- Education: BSc Mokpo National University PhD Seoul National University
- Awards: KOPRI Medal (2005 & 2010) Ministerial Award of Land Transport and Maritime Affairs (2012)
- Scientific career
- Workplaces: Korean Polar Research Institute (KOPRI)

Korean name
- Hangul: 김지희
- RR: Gim Jihui
- MR: Kim Chihŭi

= Ji Hee Kim =

South Korean Antarctic scientist

Ji Hee Kim is a South Korean Antarctic researcher, best known for being the Principal Investigator for comprehensive environmental monitoring and construction of the long term environmental database at South Korea's King Sejong Station.

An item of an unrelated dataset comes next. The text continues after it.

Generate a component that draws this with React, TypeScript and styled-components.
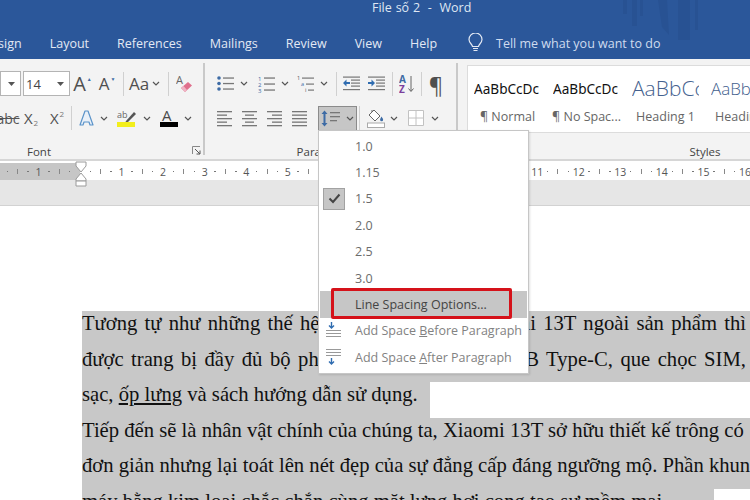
// Word ribbon with the line spacing menu open
import React from 'react';
import styled, { createGlobalStyle } from 'styled-components';

const GlobalStyle = createGlobalStyle`
  html, body {
    margin: 0;
    padding: 0;
    background: #fff;
  }
`;

const Page = styled.div`
  position: relative;
  width: 750px;
  height: 500px;
  overflow: hidden;
  font-family: "Open Sans", "Noto Sans", sans-serif;
  background: #fff;
`;

const TitleBar = styled.div`
  position: relative;
  height: 29px;
  padding: 0 0 0 372px;
  display: flex;
  align-items: flex-start;
  background: #2b579a;
  color: #dfe7f3;
  font-size: 12.5px;
  line-height: 15px;
  word-spacing: 0.6px;
  white-space: pre;
`;

const TitleArt = styled.svg`
  position: absolute;
  top: 0;
  right: 0;
`;

const TabBar = styled.div`
  height: 30px;
  padding-bottom: 2px;
  box-sizing: border-box;
  display: flex;
  align-items: center;
  gap: 28px;
  background: #2b579a;
  color: #e3e9f4;
  font-size: 12.5px;
  white-space: nowrap;
`;

const Tab = styled.div<{ $ml?: number }>`
  margin-left: ${(p) => p.$ml ?? 0}px;
`;

const TellMe = styled.div`
  display: flex;
  align-items: center;
  gap: 13px;
  margin-left: 3px;
  color: #cfdcef;
  font-size: 12.5px;
`;

const Ribbon = styled.div`
  height: 100px;
  display: flex;
  background: #f3f3f3;
  border-bottom: 2px solid #d6d6d6;
  box-sizing: content-box;
`;

const Group = styled.div<{ $w: number; $ml?: number }>`
  position: relative;
  width: ${(p) => p.$w}px;
  flex: none;
  display: flex;
  flex-direction: column;
  margin: 4px 0 4px ${(p) => p.$ml ?? 0}px;
  border-right: 2px solid #c9c9c9;
  box-sizing: border-box;
`;

const IconRow = styled.div<{ $pl?: number }>`
  height: 25px;
  display: flex;
  align-items: center;
  padding-left: ${(p) => p.$pl ?? 0}px;
  margin-top: 8px;
  color: #4f4f4f;

  & + & {
    margin-top: 9.5px;
  }
`;

const GroupLabel = styled.div<{ $pr?: number }>`
  margin-top: auto;
  margin-bottom: -5px;
  padding-right: ${(p) => p.$pr ?? 0}px;
  height: 16px;
  line-height: 16px;
  font-size: 11.5px;
  color: #444;
  text-align: center;
`;

const Launcher = styled.svg`
  position: absolute;
  right: 2px;
  bottom: 0;
`;

const Btn = styled.div<{ $w: number; $ml?: number }>`
  width: ${(p) => p.$w}px;
  margin-left: ${(p) => p.$ml ?? 0}px;
  flex: none;
  display: flex;
  align-items: center;
  justify-content: center;
  position: relative;
`;

const ComboBox = styled.div<{ $w: number; $ml?: number }>`
  width: ${(p) => p.$w}px;
  margin-left: ${(p) => p.$ml ?? 0}px;
  height: 25px;
  flex: none;
  box-sizing: border-box;
  display: flex;
  align-items: center;
  justify-content: space-between;
  padding: 0 5px 0 2px;
  background: #fff;
  border: 1px solid #b4b4b4;
  font-size: 13px;
  color: #444;
`;

const Sep = styled.div<{ $ml?: number; $mr?: number }>`
  width: 1px;
  height: 24px;
  flex: none;
  margin: 0 ${(p) => p.$mr ?? 0}px 0 ${(p) => p.$ml ?? 0}px;
  background: #d0d0d0;
`;

const Active = styled.div`
  width: 39px;
  height: 25px;
  margin-left: 10px;
  flex: none;
  box-sizing: border-box;
  display: flex;
  align-items: center;
  gap: 2px;
  padding-left: 2px;
  background: #c6c6c6;
  border: 1px solid #8b8b8b;
`;

const GlyphA = styled.span<{ $size: number; $color?: string }>`
  font-size: ${(p) => p.$size}px;
  line-height: 1;
  color: ${(p) => p.$color ?? '#4f4f4f'};
`;

const Script = styled.span<{ $up?: boolean; $tiny?: boolean }>`
  font-size: ${(p) => (p.$tiny ? 5 : 8)}px;
  color: ${(p) => (p.$tiny ? '#3d6ba5' : '#777')};
  margin-top: ${(p) => (p.$up ? -10 : 8)}px;
  margin-left: 1px;
`;

const Strike = styled.span`
  font-size: 14px;
  color: #555;
  text-decoration: line-through;
`;

const Gallery = styled.div`
  margin: 2px 0 0 9px;
  height: 66px;
  display: flex;
  background: #fff;
  border: 1px solid #dcdcdc;
  border-right: none;
  overflow: hidden;
`;

const StyleCard = styled.div<{ $w: number }>`
  width: ${(p) => p.$w}px;
  flex: none;
  display: flex;
  flex-direction: column;
  align-items: center;
  padding-top: 8px;
`;

const StylePreview = styled.div<{ $size?: number }>`
  height: 29px;
  width: 67px;
  overflow: hidden;
  white-space: nowrap;
  line-height: 29px;
  font-family: ${(p) => (p.$size ? '"Open Sans", sans-serif' : '"Noto Sans", sans-serif')};
  font-size: ${(p) => p.$size ?? 13.6}px;
  font-weight: ${(p) => (p.$size ? 300 : 400)};
  color: ${(p) => (p.$size ? '#44618e' : '#111')};
`;

const StyleName = styled.div`
  margin-top: 5px;
  font-size: 12.5px;
  color: #666;
  white-space: nowrap;
`;

const Ruler = styled.div`
  height: 17px;
  margin-top: 2px;
  display: flex;
  background: #fff;
  font-size: 10.5px;
  color: #555;
`;

const RulerPart = styled.div<{ $side: 'left' | 'right' }>`
  display: flex;
  align-items: center;
  flex: none;
  box-sizing: border-box;
  justify-content: ${(p) => (p.$side === 'left' ? 'flex-end' : 'flex-start')};
  width: ${(p) => (p.$side === 'left' ? '80px' : '670px')};
  padding: ${(p) => (p.$side === 'left' ? '0 5.2px 0 0' : '0 0 0 5.2px')};
  background: ${(p) => (p.$side === 'left' ? '#c6c6c6' : '#fff')};
  overflow: hidden;
`;

const Mark = styled.div`
  width: 10.4px;
  flex: none;
  display: flex;
  justify-content: center;
  align-items: center;
`;

const Dot = styled.i`
  width: 1.5px;
  height: 1.5px;
  background: #777;
`;

const Bar = styled.i`
  width: 1px;
  height: 5px;
  background: #888;
`;

const Indent = styled.svg`
  position: absolute;
  left: 75px;
  top: 161px;
`;

const Band = styled.div`
  height: 25px;
  background: #e6e6e6;
  border-bottom: 1px solid #d2d2d2;
`;

const Doc = styled.div`
  padding: 105px 0 0 82px;
  font-family: "Liberation Serif", "Times New Roman", serif;
  font-size: 20.65px;
  color: #111;
`;

const Line = styled.div<{ $w?: number; $just?: boolean }>`
  height: 35.5px;
  line-height: 24px;
  width: ${(p) => p.$w ?? 668}px;
  white-space: ${(p) => (p.$just ? 'normal' : 'nowrap')};
  background: #c8c8c8;
  text-align: ${(p) => (p.$just ? 'justify' : 'left')};
  text-align-last: ${(p) => (p.$just ? 'justify' : 'left')};
  padding-right: ${(p) => (p.$just ? 4 : 0)}px;
  box-sizing: border-box;
`;

const Menu = styled.div`
  position: absolute;
  left: 318px;
  top: 130px;
  width: 211px;
  box-sizing: border-box;
  padding: 2px 1px;
  background: #fff;
  border: 1px solid #c6c6c6;
  box-shadow: 1px 1px 2px rgba(0, 0, 0, 0.12);
  font-size: 12.5px;
`;

const MenuItem = styled.div<{ $hl?: boolean; $dim?: boolean }>`
  position: relative;
  height: 26.4px;
  display: flex;
  align-items: center;
  padding-left: 35px;
  white-space: nowrap;
  background: ${(p) => (p.$hl ? '#c6c6c6' : 'transparent')};
  color: ${(p) => (p.$hl ? '#444' : p.$dim ? '#828282' : '#6b6b6b')};
`;

const MenuIcon = styled.div<{ $checked?: boolean }>`
  position: absolute;
  left: 3px;
  top: 2px;
  width: 22px;
  height: 22px;
  box-sizing: border-box;
  display: flex;
  align-items: center;
  justify-content: center;
  background: ${(p) => (p.$checked ? '#c6c6c6' : 'transparent')};
  border: 1px solid ${(p) => (p.$checked ? '#a2a2a2' : 'transparent')};
`;

const RedBox = styled.div`
  position: absolute;
  left: 11px;
  top: -3px;
  width: 181px;
  height: 31px;
  box-sizing: border-box;
  border: 3px solid #d5121a;
  border-radius: 2px;
`;

const Chev = ({ w = 10, ml = 0 }: { w?: number; ml?: number }) => (
  <Btn $w={w} $ml={ml}>
    <svg width="8" height="5" viewBox="0 0 8 5">
      <path d="M1 1l3 3 3-3" fill="none" stroke="#555" strokeWidth="1.2" />
    </svg>
  </Btn>
);

const ComboArrow = () => (
  <svg width="7" height="4" viewBox="0 0 7 4">
    <path d="M0 0h7L3.5 4z" fill="#555" />
  </svg>
);

const Lines = ({ rows, color = '#777' }: { rows: [number, number][]; color?: string }) => (
  <>
    {rows.map(([x, len], i) => (
      <rect key={i} x={x} y={1 + i * (14 / (rows.length - 1 || 1))} width={len} height="1.3" fill={color} />
    ))}
  </>
);

const AlignIcon = ({ rows }: { rows: [number, number][] }) => (
  <svg width="16" height="17" viewBox="0 0 16 17">
    <Lines rows={rows} />
  </svg>
);

const BulletIcon = () => (
  <svg width="17" height="17" viewBox="0 0 17 17">
    <circle cx="2" cy="3" r="1.8" fill="#3d6ba5" />
    <circle cx="2" cy="8.5" r="1.8" fill="#3d6ba5" />
    <circle cx="2" cy="14" r="1.8" fill="#3d6ba5" />
    <rect x="6" y="2.4" width="11" height="1.3" fill="#777" />
    <rect x="6" y="7.9" width="11" height="1.3" fill="#777" />
    <rect x="6" y="13.4" width="11" height="1.3" fill="#777" />
  </svg>
);

const NumberIcon = () => (
  <svg width="17" height="18" viewBox="0 0 17 18">
    <text x="0" y="5.5" fontSize="6" fill="#3d6ba5" fontFamily="Open Sans">1</text>
    <text x="0" y="11.5" fontSize="6" fill="#3d6ba5" fontFamily="Open Sans">2</text>
    <text x="0" y="17.5" fontSize="6" fill="#3d6ba5" fontFamily="Open Sans">3</text>
    <rect x="6" y="2.4" width="11" height="1.3" fill="#777" />
    <rect x="6" y="8.4" width="11" height="1.3" fill="#777" />
    <rect x="6" y="14.4" width="11" height="1.3" fill="#777" />
  </svg>
);

const MultiIcon = () => (
  <svg width="18" height="18" viewBox="0 0 18 18">
    <text x="0" y="5" fontSize="5.5" fill="#555" fontFamily="Open Sans">1</text>
    <text x="4" y="11" fontSize="5.5" fill="#3d6ba5" fontFamily="Open Sans">a</text>
    <text x="8" y="17" fontSize="5.5" fill="#555" fontFamily="Open Sans">i</text>
    <rect x="5" y="2.5" width="12" height="1.2" fill="#777" />
    <rect x="9" y="8.5" width="8" height="1.2" fill="#777" />
    <rect x="11" y="14.5" width="6" height="1.2" fill="#777" />
  </svg>
);

const IndentIcon = ({ out }: { out?: boolean }) => (
  <svg width="17" height="16" viewBox="0 0 17 16">
    <rect x="0" y="0.5" width="17" height="1.2" fill="#777" />
    <rect x="8" y="3.5" width="9" height="1.2" fill="#777" />
    <rect x="8" y="6.5" width="9" height="1.2" fill="#777" />
    <rect x="8" y="9.5" width="9" height="1.2" fill="#777" />
    <rect x="0" y="13" width="17" height="1.2" fill="#777" />
    {out ? (
      <path d="M0 7l3.5-3.5V6H7v2H3.5v2.5z" fill="#2f6cb0" />
    ) : (
      <path d="M7 7L3.5 3.5V6H0v2h3.5v2.5z" fill="#2f6cb0" />
    )}
  </svg>
);

const SortIcon = () => (
  <svg width="16" height="18" viewBox="0 0 16 18">
    <text x="0" y="8" fontSize="10" fontWeight="700" fill="#3d6ba5" fontFamily="Open Sans">A</text>
    <text x="0" y="17.5" fontSize="10" fontWeight="700" fill="#7c3f9c" fontFamily="Open Sans">Z</text>
    <path d="M12 1v15M9.5 13.5l2.5 3 2.5-3" fill="none" stroke="#666" strokeWidth="1" />
  </svg>
);

const SpacingIcon = () => (
  <svg width="20" height="17" viewBox="0 0 20 17">
    <path d="M3.5 0.5L6.5 4H4.500v9h2l-3 3.500-3-3.500h2V4h-2z" fill="#3d6ba5" />
    <rect x="9" y="2" width="10" height="1.3" fill="#777" />
    <rect x="9" y="6" width="10" height="1.3" fill="#777" />
    <rect x="9" y="10" width="7" height="1.3" fill="#777" />
  </svg>
);

const ShadingIcon = () => (
  <svg width="18" height="19" viewBox="0 0 18 19">
    <path d="M7 1l6 6-5 5-6-6z" fill="#fff" stroke="#666" strokeWidth="1" />
    <path d="M5 3V1" stroke="#666" />
    <path d="M14.5 7.5c1.2 1.8 1.6 2.6 1.6 3.2a1.5 1.5 0 0 1-3 0c0-.6.4-1.4 1.4-3.2z" fill="#3d6ba5" />
    <rect x="0.5" y="14" width="17" height="4.5" fill="#fff" stroke="#aaa" />
  </svg>
);

const BorderIcon = () => (
  <svg width="16" height="16" viewBox="0 0 16 16">
    <path d="M.5.5h15v15H.5zM8 .5v15M.5 8h15" fill="#fff" stroke="#c2c2c2" strokeWidth="1" />
  </svg>
);

const EraserIcon = () => (
  <svg width="17" height="18" viewBox="0 0 17 18">
    <text x="0" y="9" fontSize="11" fill="#666" fontFamily="Open Sans">A</text>
    <path d="M5 13l7-6 4 3.5-7 6.5z" fill="#e0708d" />
    <path d="M5 13l2.5-2 3.5 4-2 2z" fill="#f0b4c4" />
  </svg>
);

const HighlightIcon = () => (
  <svg width="20" height="18" viewBox="0 0 20 18">
    <text x="0" y="9" fontSize="9" fill="#666" fontFamily="Open Sans">ab</text>
    <path d="M9 12l8-9 2 2-8 8-3 1z" fill="#555" />
    <rect x="0" y="13" width="18" height="5" fill="#f2ee1c" />
  </svg>
);

const FontColorIcon = () => (
  <svg width="18" height="18" viewBox="0 0 18 18">
    <text x="2" y="12" fontSize="15" fill="#4a4a4a" fontFamily="Open Sans">A</text>
    <rect x="0" y="13" width="18" height="5" fill="#000" />
  </svg>
);

const OutlineA = () => (
  <svg width="15" height="16" viewBox="0 0 15 16">
    <path d="M1 15L6 1h3l5 14h-3l-1-3H5l-1 3z" fill="#e9f0f8" stroke="#5b93c9" strokeWidth="1.2" strokeLinejoin="round" />
  </svg>
);

const Launch = () => (
  <Launcher width="9" height="9" viewBox="0 0 9 9">
    <path d="M.5 8V.5H8" fill="none" stroke="#888" />
    <path d="M3 3l5 5M8 4.5V8H4.5" fill="none" stroke="#555" />
  </Launcher>
);

const BeforeIcon = () => (
  <svg width="16" height="17" viewBox="0 0 16 17">
    <path d="M5.5 0v5M3 3.5L5.5 6 8 3.5" fill="none" stroke="#2f6cb0" strokeWidth="1.4" />
    <rect x="0" y="8" width="15" height="1" fill="#999" />
    <rect x="0" y="11" width="15" height="1" fill="#999" />
    <rect x="0" y="14" width="15" height="1" fill="#999" />
  </svg>
);

const AfterIcon = () => (
  <svg width="16" height="17" viewBox="0 0 16 17">
    <rect x="0" y="0" width="15" height="1" fill="#999" />
    <rect x="0" y="3" width="15" height="1" fill="#999" />
    <rect x="0" y="6" width="15" height="1" fill="#999" />
    <path d="M5.5 9v6M3 12.5L5.5 15 8 12.5" fill="none" stroke="#2f6cb0" strokeWidth="1.4" />
  </svg>
);

const BulbIcon = () => (
  <svg width="15" height="20" viewBox="0 0 15 20">
    <path d="M4.5 13.500c0-2-3.500-3.500-3.500-7a6.500 6.500 0 0 1 13 0c0 3.500-3.500 5-3.500 7z" fill="none" stroke="#e3e9f4" strokeWidth="1.2" />
    <path d="M5 15.500h5M5.500 17.500h4" stroke="#e3e9f4" strokeWidth="1.2" />
  </svg>
);

const range = (from: number, to: number) => {
  const out: number[] = [];
  for (let n = from; n <= to; n++) out.push(n);
  return out;
};

const RulerCell = ({ n }: { n: number }) => (
  <>
    <Mark><Dot /></Mark>
    <Mark><Bar /></Mark>
    <Mark><Dot /></Mark>
    <Mark>{n}</Mark>
  </>
);

const spacings = ['1.0', '1.15', '1.5', '2.0', '2.5', '3.0'];

const styles = [
  { preview: 'AaBbCcDc', name: '¶ Normal' },
  { preview: 'AaBbCcDc', name: '¶ No Spac...' },
  { preview: 'AaBbCc', name: 'Heading 1', size: 21 },
  { preview: 'AaBbCcDc', name: 'Heading 2', size: 17 },
];

const App: React.FC = () => {
  return (
    <Page>
      <GlobalStyle />
      <TitleBar>
        File số 2  -  Word
        <TitleArt width="130" height="42" viewBox="0 0 130 42">
          <path d="M3 0h4v14H3zM12 0h5v26h-5zM20 0h3v16h-3zM38 0l9 0 2 35-7-8zM58 0h12v40H58zM75 0h3v30h-3z" fill="#285293" />
        </TitleArt>
      </TitleBar>
      <TabBar>
        <Tab $ml={-18}>Design</Tab>
        <Tab>Layout</Tab>
        <Tab>References</Tab>
        <Tab>Mailings</Tab>
        <Tab>Review</Tab>
        <Tab>View</Tab>
        <Tab>Help</Tab>
        <TellMe>
          <BulbIcon />
          Tell me what you want to do
        </TellMe>
      </TabBar>
      <Ribbon>
        <Group $w={330} $ml={-125}>
          <IconRow $pl={125}>
            <ComboBox $w={21}><span /><ComboArrow /></ComboBox>
            <ComboBox $w={47} $ml={2}>14<ComboArrow /></ComboBox>
            <Btn $w={25}><GlyphA $size={20}>A</GlyphA><Script $up $tiny>▲</Script></Btn>
            <Btn $w={24}><GlyphA $size={17}>A</GlyphA><Script $up $tiny>▼</Script></Btn>
            <Sep $ml={4} $mr={4} />
            <Btn $w={22}><GlyphA $size={17}>Aa</GlyphA></Btn>
            <Chev w={12} />
            <Sep $ml={6} $mr={4} />
            <Btn $w={22}><EraserIcon /></Btn>
          </IconRow>
          <IconRow $pl={125}>
            <Btn $w={16}><Strike>abc</Strike></Btn>
            <Btn $w={26} $ml={2}><GlyphA $size={15}>X</GlyphA><Script>2</Script></Btn>
            <Btn $w={26}><GlyphA $size={15}>X</GlyphA><Script $up>2</Script></Btn>
            <Sep $ml={1} />
            <Btn $w={26} $ml={1}><OutlineA /></Btn>
            <Chev ml={0} />
            <Btn $w={26} $ml={5}><HighlightIcon /></Btn>
            <Chev ml={2} />
            <Btn $w={26} $ml={4}><FontColorIcon /></Btn>
            <Chev ml={1} />
          </IconRow>
          <GroupLabel>Font</GroupLabel>
          <Launch />
        </Group>
        <Group $w={253}>
          <IconRow $pl={11}>
            <Btn $w={18}><BulletIcon /></Btn>
            <Chev ml={5} />
            <Btn $w={18} $ml={8}><NumberIcon /></Btn>
            <Chev ml={5} />
            <Btn $w={18} $ml={7}><MultiIcon /></Btn>
            <Chev ml={4} />
            <Sep $ml={7} $mr={5} />
            <Btn $w={18}><IndentIcon out /></Btn>
            <Btn $w={18} $ml={7}><IndentIcon /></Btn>
            <Sep $ml={7} $mr={6} />
            <Btn $w={16}><SortIcon /></Btn>
            <Sep $ml={6} $mr={6} />
            <Btn $w={16}><GlyphA $size={22}>¶</GlyphA></Btn>
          </IconRow>
          <IconRow $pl={12}>
            <Btn $w={16}><AlignIcon rows={[[0, 15], [0, 10], [0, 15], [0, 10], [0, 15]]} /></Btn>
            <Btn $w={16} $ml={9}><AlignIcon rows={[[0, 15], [3, 9], [0, 15], [3, 9], [0, 15]]} /></Btn>
            <Btn $w={16} $ml={9}><AlignIcon rows={[[0, 15], [5, 10], [0, 15], [5, 10], [0, 15]]} /></Btn>
            <Btn $w={16} $ml={9}><AlignIcon rows={[[0, 15], [0, 15], [0, 15], [0, 15], [0, 15]]} /></Btn>
            <Active>
              <SpacingIcon />
              <Chev ml={2} w={10} />
            </Active>
            <Sep $ml={2} $mr={6} />
            <Btn $w={19}><ShadingIcon /></Btn>
            <Chev ml={4} />
            <Btn $w={17} $ml={8}><BorderIcon /></Btn>
            <Chev ml={6} />
          </IconRow>
          <GroupLabel $pr={12}>Paragraph</GroupLabel>
        </Group>
        <Group $w={496}>
          <Gallery>
            {styles.map((s, i) => (
              <StyleCard key={i} $w={79}>
                <StylePreview $size={s.size}>{s.preview}</StylePreview>
                <StyleName>{s.name}</StyleName>
              </StyleCard>
            ))}
          </Gallery>
          <GroupLabel>Styles</GroupLabel>
        </Group>
      </Ribbon>
      <Ruler>
        <RulerPart $side="left">
          <Mark><Dot /></Mark><Mark><Bar /></Mark><Mark><Dot /></Mark>
          <Mark>1</Mark>
          <Mark><Dot /></Mark><Mark><Bar /></Mark><Mark><Dot /></Mark>
        </RulerPart>
        <RulerPart $side="right">
          {range(1, 16).map((n) => (
            <RulerCell key={n} n={n} />
          ))}
        </RulerPart>
      </Ruler>
      <Indent width="12" height="26" viewBox="0 0 12 26">
        <path d="M1 1h10v4L6 11 1 5zM6 12l5 6v2H1v-2z" fill="#fff" stroke="#9a9a9a" />
        <path d="M1 20h10v5H1z" fill="#fff" stroke="#9a9a9a" />
      </Indent>
      <Band />
      <Doc>
        <Line $just>Tương tự như những thế hệ trước, điện thoại Xiaomi 13T ngoài sản phẩm thì</Line>
        <Line $just>được trang bị đầy đủ bộ phụ kiện gồm sạc, cáp USB Type-C, que chọc SIM,</Line>
        <Line $w={348}>sạc, <u>ốp lưng</u> và sách hướng dẫn sử dụng.</Line>
        <Line>Tiếp đến sẽ là nhân vật chính của chúng ta, Xiaomi 13T sở hữu thiết kế trông có</Line>
        <Line>đơn giản nhưng lại toát lên nét đẹp của sự đẳng cấp đáng ngưỡng mộ. Phần khung</Line>
        <Line $w={632}>máy bằng kim loại chắc chắn cùng mặt lưng hơi cong tạo sự mềm mại.</Line>
      </Doc>
      <Menu>
        {spacings.map((s) => (
          <MenuItem key={s}>
            {s === '1.5' && (
              <MenuIcon $checked>
                <svg width="13" height="11" viewBox="0 0 13 11">
                  <path d="M1.500 5.500l3.500 3.500 6.500-7.500" fill="none" stroke="#444" strokeWidth="2" />
                </svg>
              </MenuIcon>
            )}
            {s}
          </MenuItem>
        ))}
        <MenuItem $hl>
          Line Spacing Options...
          <RedBox />
        </MenuItem>
        <MenuItem $dim>
          <MenuIcon><BeforeIcon /></MenuIcon>
          <span>Add Space <u>B</u>efore Paragraph</span>
        </MenuItem>
        <MenuItem $dim>
          <MenuIcon><AfterIcon /></MenuIcon>
          <span>Add Space <u>A</u>fter Paragraph</span>
        </MenuItem>
      </Menu>
    </Page>
  );
};

export default App;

==Early life and education==
Kim received her BSc in biology at Mokpo National University in 1991 and her MSc in biology at Seoul National University in 1993, and a PhD at the same university in 2000. She started her research work at the Korea Polar Research Institute (KOPRI) in 1998 before she completed her PhD. She has been a key member of the polar ecology laboratory at KOPRI.

==Career and impact==
Kim has led many projects at KOPRI, particularly after the construction of Jang Bogo Station, South Korea's second Antarctic research station. Kim was a key member of the expedition team searching for the proper site and later Principal Investigator for the preparation for the Comprehensive Environmental Evaluation. She is the Principal Investigator for comprehensive environmental monitoring and construction of a long term environmental database in the King Sejong Station.

==Awards and honours==
Kim was awarded a KOPRI medal in 2005 and 2010. She was also awarded the Ministerial Award of Land Transport and Maritime Affairs in 2012.

== Selected works ==
- Y-J Jung, Y M Lee, K Baek, C Y Hwang, Y Cho, S G Hong, J H Kim, H K Lee 2015. Algibacter psychrophilus sp. nov., a psychrophilic bacterium isolated from marine sediment. International Journal of Systematic and Evolutionary Microbiology 65(6) 1735-1740.
- K Baek, Y M Lee, C Y Hwang, H Park, Y-J Jung, M-K Kim, S G Hong, J H Kim, H K Lee. 2015. Psychroserpens janbogonensis sp. nov., apsychrophilic bacterium isolated from Antarctic marine sediment. International Journal of Systematic and Evolutionary Microbiology. 65(1): 183-188.
- M Kim, A Cho, H S Lim, S G Hong, J H Kim, J Lee, T Choi, T S Ahn, O-S Kim. 2015. Highly heterogeneous soil bacterial communities around Terra Nova Bay of Northern Victoria Land, Antarctica. PLoS ONE
- J.H. Kim, M.D. Guiry, J.-H. Ok, H. Chung, H.-G. Choi. 2008. Phylogenetic relationships within the tribe Janieae (Corallinales, Rhodophyta) based on molecular and morphological data: A reappraisal of Jania. Journal of Phycology Vol. 43. 1310-1319.
- J.H. Kim, I.-Y. Ahn, K.S. Lee, H. Chung, H.-G. Choi. 2007. Vegetation of Barton Peninsula in the neighbourhood of King Sejong Station (King George Island, maritime Antarctic). Polar Biology 30, 903-916.
- H.W. Seo, J.Y. Kee, Y.E. Park, S.-H. Kang, H. Chung, & J.H. Kim. 2006. Multiple Shoot Induction from Radicle-derived Callus and in Vitro propagation of Silene Acaulis Subsp. arctica. Plant Biotechnology society. 33(4), 303-307.
- J.H. Kim et al. 2006. Lichen flora around the Korean Antarctic scientific station, King George Island, Antarctic. Microbiology. Vol. 30, 903-916.